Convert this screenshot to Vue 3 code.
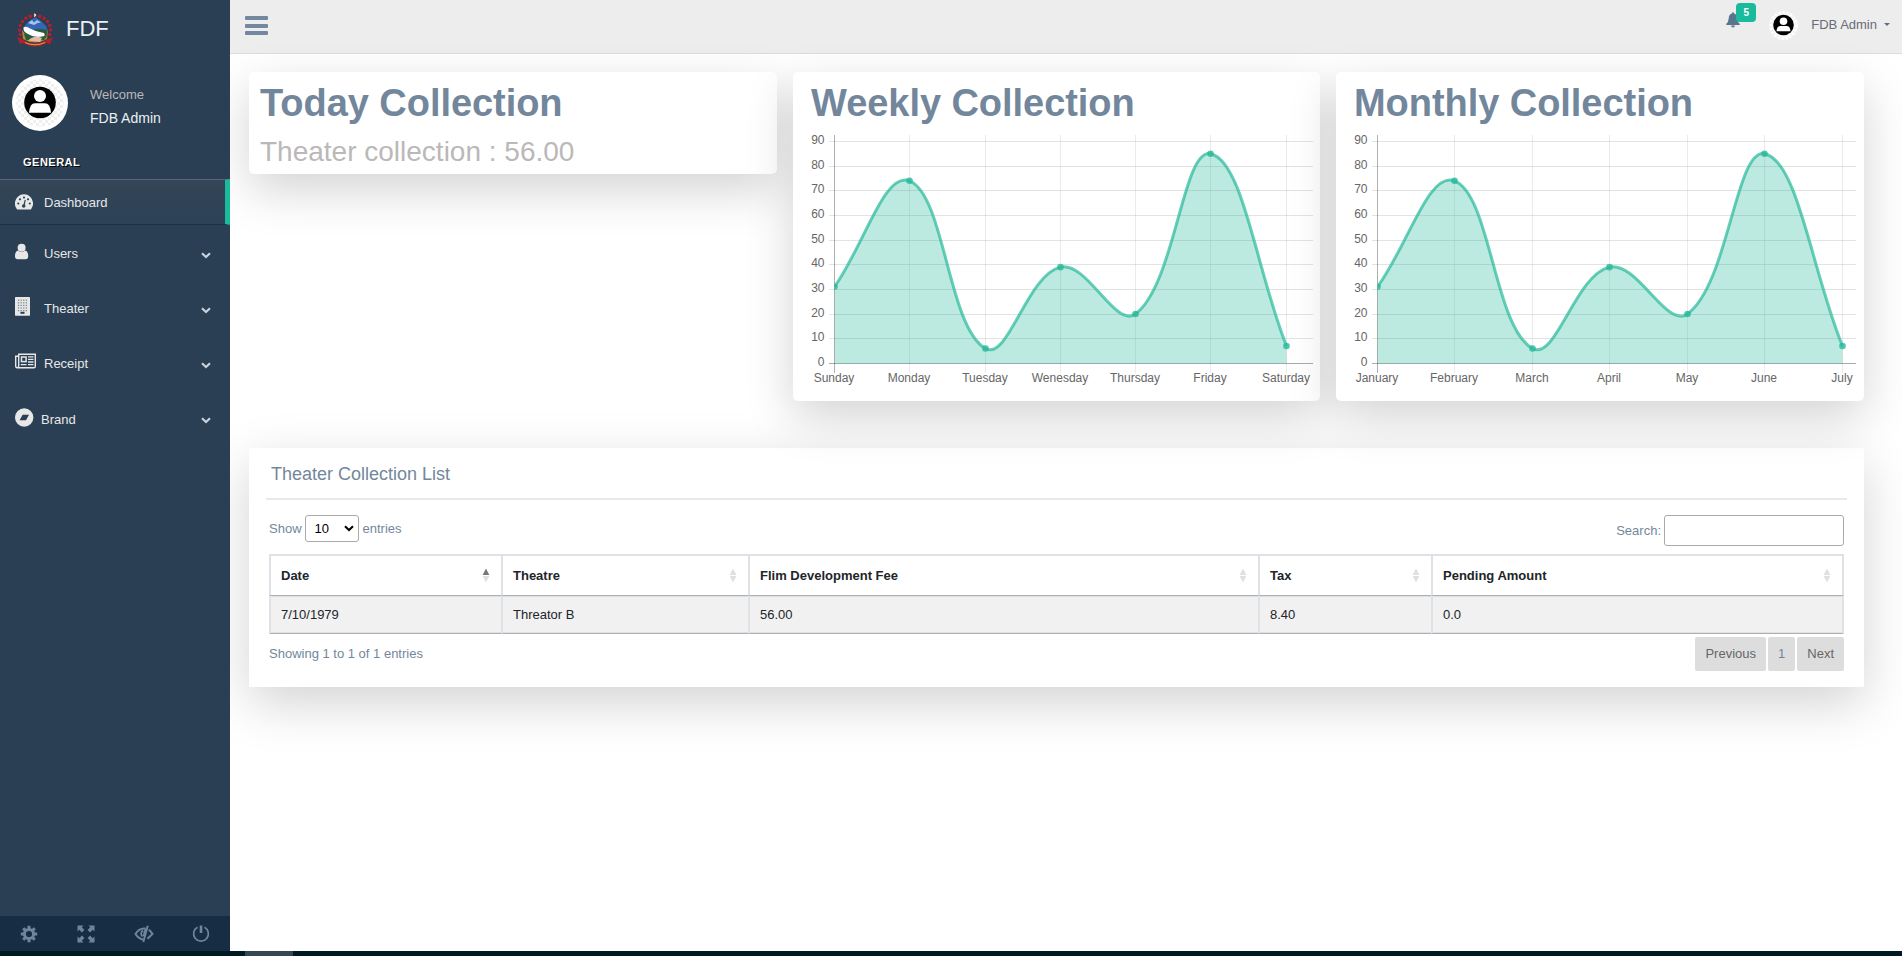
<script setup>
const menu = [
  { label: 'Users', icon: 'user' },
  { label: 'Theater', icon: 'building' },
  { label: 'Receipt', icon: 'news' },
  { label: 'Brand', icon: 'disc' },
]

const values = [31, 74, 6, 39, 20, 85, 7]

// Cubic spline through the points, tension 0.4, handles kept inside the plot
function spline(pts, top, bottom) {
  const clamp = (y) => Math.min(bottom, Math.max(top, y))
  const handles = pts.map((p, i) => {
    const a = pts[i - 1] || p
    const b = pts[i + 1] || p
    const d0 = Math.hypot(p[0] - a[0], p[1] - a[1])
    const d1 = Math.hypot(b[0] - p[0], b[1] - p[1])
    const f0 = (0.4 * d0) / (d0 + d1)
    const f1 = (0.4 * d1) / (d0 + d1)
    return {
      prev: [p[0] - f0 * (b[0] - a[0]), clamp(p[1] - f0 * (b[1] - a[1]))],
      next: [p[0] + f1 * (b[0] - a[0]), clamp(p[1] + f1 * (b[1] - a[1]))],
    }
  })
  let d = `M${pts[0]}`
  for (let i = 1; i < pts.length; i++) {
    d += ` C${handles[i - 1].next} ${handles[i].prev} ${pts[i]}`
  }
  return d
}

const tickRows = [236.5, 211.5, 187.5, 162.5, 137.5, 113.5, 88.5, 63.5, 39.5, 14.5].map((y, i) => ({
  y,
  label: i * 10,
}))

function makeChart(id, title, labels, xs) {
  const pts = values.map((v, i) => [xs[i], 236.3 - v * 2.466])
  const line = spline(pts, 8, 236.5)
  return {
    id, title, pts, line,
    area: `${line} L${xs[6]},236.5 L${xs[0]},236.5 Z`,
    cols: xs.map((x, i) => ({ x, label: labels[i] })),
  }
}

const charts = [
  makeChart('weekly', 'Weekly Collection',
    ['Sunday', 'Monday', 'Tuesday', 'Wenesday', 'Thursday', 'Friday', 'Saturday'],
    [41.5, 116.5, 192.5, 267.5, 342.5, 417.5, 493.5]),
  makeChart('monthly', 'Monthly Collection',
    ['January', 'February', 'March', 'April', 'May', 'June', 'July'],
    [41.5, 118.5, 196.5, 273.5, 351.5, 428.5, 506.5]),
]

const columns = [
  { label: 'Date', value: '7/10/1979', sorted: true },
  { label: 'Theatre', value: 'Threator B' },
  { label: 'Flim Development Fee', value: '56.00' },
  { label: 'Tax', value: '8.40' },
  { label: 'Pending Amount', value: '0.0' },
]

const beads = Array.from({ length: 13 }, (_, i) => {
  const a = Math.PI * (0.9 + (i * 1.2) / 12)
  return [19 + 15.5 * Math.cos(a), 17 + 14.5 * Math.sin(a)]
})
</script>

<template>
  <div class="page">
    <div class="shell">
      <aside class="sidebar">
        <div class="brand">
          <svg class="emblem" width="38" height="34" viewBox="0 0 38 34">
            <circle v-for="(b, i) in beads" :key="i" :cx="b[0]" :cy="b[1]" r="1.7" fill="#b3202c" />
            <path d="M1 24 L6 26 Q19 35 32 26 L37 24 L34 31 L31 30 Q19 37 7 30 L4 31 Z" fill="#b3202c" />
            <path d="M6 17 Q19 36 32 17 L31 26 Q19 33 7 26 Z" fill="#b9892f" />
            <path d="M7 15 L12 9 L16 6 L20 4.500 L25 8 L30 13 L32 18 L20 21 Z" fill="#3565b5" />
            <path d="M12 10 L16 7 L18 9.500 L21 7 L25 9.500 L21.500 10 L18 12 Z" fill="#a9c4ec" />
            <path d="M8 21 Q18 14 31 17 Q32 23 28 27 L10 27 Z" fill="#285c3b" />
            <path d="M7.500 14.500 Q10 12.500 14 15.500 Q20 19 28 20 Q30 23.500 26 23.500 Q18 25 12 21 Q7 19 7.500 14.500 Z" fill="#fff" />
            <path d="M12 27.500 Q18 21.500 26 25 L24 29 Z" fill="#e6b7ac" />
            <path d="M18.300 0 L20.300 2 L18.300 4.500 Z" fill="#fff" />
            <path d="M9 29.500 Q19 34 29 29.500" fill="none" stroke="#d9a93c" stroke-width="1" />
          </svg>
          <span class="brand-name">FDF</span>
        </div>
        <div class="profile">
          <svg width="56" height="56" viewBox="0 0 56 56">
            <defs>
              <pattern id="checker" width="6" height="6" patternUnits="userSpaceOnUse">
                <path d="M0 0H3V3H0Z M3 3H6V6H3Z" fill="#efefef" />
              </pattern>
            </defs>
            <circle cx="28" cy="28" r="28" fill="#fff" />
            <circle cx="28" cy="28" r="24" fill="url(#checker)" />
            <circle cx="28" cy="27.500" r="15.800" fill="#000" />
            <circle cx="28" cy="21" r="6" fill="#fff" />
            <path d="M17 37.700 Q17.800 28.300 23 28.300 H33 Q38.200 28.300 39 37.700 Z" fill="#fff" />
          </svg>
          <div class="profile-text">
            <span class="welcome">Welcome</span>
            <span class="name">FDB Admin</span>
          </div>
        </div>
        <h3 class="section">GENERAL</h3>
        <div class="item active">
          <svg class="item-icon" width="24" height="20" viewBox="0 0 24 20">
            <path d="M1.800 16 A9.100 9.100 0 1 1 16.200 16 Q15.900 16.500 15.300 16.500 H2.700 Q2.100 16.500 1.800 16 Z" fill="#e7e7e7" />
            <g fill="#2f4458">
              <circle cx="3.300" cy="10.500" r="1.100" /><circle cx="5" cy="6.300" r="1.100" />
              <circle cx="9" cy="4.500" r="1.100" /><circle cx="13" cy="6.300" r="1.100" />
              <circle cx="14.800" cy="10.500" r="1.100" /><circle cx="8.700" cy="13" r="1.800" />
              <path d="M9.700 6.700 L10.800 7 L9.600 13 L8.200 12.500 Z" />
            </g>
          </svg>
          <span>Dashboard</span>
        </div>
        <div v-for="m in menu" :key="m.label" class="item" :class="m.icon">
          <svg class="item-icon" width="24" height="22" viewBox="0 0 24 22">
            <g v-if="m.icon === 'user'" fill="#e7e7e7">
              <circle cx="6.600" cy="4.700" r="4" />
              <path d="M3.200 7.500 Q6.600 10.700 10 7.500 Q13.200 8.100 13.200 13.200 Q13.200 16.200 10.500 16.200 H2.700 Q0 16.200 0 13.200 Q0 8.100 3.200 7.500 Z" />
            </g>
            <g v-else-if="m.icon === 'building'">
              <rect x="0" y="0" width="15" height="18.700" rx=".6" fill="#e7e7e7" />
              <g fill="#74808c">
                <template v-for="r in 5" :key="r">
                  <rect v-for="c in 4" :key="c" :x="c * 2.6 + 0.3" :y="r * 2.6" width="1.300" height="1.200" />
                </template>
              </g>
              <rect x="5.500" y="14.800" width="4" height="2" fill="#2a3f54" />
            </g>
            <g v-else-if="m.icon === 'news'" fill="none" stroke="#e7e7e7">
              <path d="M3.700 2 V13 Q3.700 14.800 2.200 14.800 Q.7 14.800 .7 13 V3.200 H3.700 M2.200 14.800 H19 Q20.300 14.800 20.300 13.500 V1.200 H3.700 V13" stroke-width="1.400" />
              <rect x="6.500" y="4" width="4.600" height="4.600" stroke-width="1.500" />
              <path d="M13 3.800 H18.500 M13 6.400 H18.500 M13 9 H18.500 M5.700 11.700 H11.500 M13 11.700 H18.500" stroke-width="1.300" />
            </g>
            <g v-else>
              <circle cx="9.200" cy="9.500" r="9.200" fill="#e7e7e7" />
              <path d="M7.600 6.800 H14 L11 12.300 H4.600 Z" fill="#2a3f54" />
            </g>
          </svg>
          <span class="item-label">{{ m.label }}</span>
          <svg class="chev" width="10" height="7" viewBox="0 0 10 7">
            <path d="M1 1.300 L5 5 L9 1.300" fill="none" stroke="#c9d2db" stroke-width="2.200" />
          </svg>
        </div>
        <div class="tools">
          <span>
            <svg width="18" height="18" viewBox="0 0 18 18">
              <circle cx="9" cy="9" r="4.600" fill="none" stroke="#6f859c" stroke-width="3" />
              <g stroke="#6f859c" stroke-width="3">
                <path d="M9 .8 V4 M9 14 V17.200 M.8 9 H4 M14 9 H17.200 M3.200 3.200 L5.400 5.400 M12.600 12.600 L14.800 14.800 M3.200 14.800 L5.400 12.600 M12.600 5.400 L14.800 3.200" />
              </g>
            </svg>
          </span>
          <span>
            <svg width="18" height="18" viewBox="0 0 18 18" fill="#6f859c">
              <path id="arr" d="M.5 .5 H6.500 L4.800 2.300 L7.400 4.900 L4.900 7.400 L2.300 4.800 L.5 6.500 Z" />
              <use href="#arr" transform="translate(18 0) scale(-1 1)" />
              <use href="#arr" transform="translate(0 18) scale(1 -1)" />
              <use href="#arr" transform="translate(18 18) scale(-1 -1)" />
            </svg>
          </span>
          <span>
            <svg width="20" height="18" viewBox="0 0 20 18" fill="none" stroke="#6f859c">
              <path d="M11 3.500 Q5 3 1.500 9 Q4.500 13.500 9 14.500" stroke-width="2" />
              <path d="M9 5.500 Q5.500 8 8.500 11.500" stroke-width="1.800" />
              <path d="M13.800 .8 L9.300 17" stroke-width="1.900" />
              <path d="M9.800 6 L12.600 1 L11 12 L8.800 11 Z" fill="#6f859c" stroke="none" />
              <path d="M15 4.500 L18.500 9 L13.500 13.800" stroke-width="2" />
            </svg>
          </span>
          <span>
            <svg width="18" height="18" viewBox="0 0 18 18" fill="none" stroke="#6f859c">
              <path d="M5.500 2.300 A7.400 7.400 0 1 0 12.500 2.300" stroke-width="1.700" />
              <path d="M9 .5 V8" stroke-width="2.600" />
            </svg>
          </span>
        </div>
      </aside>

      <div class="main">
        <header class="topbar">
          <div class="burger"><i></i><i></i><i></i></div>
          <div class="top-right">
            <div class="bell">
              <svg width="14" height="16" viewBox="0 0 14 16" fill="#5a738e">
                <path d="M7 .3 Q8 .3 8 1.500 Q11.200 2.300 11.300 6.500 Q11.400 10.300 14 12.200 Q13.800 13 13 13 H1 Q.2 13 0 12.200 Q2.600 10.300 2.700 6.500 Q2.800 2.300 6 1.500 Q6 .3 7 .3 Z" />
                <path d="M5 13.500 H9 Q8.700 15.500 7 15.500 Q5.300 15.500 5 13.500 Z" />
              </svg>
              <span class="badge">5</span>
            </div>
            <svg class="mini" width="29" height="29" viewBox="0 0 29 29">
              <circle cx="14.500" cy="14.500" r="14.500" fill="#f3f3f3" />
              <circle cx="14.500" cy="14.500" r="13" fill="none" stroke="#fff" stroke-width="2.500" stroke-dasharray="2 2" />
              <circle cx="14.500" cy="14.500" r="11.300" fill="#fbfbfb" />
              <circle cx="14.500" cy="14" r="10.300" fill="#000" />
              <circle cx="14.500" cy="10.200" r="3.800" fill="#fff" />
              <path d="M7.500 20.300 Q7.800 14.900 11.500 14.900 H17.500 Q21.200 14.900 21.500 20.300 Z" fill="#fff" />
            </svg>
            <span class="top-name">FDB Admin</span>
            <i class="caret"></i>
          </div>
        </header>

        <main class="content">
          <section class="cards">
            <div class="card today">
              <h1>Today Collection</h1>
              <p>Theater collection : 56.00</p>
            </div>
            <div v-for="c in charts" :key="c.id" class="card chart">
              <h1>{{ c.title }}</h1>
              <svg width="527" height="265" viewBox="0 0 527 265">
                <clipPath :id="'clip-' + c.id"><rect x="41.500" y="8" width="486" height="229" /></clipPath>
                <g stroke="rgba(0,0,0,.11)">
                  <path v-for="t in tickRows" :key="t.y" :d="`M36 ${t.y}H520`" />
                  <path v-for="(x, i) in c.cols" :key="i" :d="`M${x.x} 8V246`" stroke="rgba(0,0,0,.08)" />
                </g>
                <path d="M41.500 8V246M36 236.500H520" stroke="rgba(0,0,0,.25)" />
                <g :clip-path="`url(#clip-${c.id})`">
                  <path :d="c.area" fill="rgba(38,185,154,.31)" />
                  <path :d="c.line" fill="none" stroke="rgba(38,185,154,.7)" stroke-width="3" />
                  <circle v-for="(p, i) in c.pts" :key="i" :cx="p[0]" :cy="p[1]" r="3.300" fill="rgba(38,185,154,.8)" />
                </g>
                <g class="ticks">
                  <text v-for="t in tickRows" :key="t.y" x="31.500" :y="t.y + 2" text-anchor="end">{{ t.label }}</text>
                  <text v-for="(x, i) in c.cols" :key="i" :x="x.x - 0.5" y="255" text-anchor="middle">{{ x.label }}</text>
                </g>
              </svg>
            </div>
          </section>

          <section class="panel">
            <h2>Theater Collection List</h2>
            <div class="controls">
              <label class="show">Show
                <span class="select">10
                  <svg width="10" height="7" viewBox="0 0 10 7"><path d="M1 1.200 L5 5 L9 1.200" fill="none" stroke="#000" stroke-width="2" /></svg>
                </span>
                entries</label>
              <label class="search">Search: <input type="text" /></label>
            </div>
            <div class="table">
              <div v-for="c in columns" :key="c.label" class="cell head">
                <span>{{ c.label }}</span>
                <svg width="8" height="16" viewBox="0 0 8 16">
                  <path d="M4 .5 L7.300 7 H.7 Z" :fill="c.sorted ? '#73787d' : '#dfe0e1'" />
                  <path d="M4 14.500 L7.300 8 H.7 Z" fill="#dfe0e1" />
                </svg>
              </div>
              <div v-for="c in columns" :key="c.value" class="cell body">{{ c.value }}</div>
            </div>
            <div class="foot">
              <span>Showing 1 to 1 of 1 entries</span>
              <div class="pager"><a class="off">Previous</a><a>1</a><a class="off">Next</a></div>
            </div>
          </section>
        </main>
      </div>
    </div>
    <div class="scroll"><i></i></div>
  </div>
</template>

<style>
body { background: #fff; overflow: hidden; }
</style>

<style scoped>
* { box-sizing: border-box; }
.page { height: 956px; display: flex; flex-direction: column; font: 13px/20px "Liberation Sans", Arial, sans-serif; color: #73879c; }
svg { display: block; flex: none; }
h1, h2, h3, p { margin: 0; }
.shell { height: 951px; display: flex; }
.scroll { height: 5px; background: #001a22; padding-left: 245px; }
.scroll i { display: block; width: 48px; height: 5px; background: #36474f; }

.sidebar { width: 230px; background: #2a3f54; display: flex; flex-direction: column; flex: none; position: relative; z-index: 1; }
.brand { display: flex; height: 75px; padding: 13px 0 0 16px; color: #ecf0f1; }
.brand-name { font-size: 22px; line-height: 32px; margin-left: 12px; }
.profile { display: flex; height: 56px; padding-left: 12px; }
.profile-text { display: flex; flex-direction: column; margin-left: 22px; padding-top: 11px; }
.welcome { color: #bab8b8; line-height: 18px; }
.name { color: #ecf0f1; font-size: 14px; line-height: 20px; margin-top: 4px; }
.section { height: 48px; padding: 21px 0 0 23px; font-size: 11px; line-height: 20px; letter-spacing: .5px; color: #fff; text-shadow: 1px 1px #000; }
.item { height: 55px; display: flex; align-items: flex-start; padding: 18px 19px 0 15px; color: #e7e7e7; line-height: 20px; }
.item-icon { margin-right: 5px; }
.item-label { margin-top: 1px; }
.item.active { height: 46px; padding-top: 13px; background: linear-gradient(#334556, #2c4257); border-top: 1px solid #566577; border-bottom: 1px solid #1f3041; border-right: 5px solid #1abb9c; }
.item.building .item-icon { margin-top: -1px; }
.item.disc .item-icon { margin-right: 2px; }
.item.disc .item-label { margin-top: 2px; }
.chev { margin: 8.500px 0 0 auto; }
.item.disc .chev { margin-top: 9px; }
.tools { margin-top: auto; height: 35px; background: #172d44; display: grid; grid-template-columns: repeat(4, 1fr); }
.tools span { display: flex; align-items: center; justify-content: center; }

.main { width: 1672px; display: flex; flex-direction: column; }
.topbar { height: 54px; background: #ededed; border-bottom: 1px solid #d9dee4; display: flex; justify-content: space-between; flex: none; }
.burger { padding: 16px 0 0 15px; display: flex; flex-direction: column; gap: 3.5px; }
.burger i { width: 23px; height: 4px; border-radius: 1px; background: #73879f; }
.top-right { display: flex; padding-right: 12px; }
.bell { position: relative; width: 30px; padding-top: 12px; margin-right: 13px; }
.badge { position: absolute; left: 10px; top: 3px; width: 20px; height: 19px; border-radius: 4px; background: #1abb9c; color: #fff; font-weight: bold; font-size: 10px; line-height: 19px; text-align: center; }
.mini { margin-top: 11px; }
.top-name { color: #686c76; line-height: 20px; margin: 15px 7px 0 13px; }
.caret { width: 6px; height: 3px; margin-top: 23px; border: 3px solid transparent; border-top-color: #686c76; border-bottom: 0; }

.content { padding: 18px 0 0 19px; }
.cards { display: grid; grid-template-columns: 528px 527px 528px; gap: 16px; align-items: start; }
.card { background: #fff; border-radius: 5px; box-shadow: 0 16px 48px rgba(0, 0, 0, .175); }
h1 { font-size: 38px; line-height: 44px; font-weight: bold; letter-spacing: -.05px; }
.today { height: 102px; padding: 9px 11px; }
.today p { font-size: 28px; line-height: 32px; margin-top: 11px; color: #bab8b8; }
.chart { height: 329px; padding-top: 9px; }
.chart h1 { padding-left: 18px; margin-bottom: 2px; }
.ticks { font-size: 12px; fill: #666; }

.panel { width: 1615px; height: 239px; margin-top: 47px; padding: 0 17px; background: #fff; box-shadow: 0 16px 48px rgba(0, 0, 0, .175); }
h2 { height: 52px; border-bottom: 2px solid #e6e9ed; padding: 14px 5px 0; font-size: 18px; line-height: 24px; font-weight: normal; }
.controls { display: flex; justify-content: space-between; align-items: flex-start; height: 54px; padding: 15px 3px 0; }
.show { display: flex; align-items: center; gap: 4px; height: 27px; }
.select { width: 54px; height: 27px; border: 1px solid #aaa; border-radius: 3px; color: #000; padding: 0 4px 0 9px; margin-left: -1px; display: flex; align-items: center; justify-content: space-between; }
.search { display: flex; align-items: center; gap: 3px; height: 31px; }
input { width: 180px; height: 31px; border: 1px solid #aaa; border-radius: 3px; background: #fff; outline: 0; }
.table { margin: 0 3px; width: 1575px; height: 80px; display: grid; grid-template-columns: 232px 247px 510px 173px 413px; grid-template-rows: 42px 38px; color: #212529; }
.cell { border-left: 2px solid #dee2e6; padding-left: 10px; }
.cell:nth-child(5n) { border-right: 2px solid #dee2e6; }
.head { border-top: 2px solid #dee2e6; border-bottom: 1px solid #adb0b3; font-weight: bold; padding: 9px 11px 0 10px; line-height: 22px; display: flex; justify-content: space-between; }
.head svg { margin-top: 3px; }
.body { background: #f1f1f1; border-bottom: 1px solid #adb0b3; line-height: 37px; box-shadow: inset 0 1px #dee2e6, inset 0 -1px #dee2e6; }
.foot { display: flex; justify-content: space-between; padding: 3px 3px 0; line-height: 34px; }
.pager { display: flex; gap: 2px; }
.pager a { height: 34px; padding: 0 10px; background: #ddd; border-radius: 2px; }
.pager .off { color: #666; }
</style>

→ GIVEN EXERCISE
Extract, word for word, each line from the top of the data down to and including the line with "const values = [31, 74, 6, 39, 20, 85, 7]"; skip the pictures.

→ ANSWER TO THE PROBLEM
Convert this screenshot to Vue 3 code.
<script setup>
const menu = [
  { label: 'Users', icon: 'user' },
  { label: 'Theater', icon: 'building' },
  { label: 'Receipt', icon: 'news' },
  { label: 'Brand', icon: 'disc' },
]

const values = [31, 74, 6, 39, 20, 85, 7]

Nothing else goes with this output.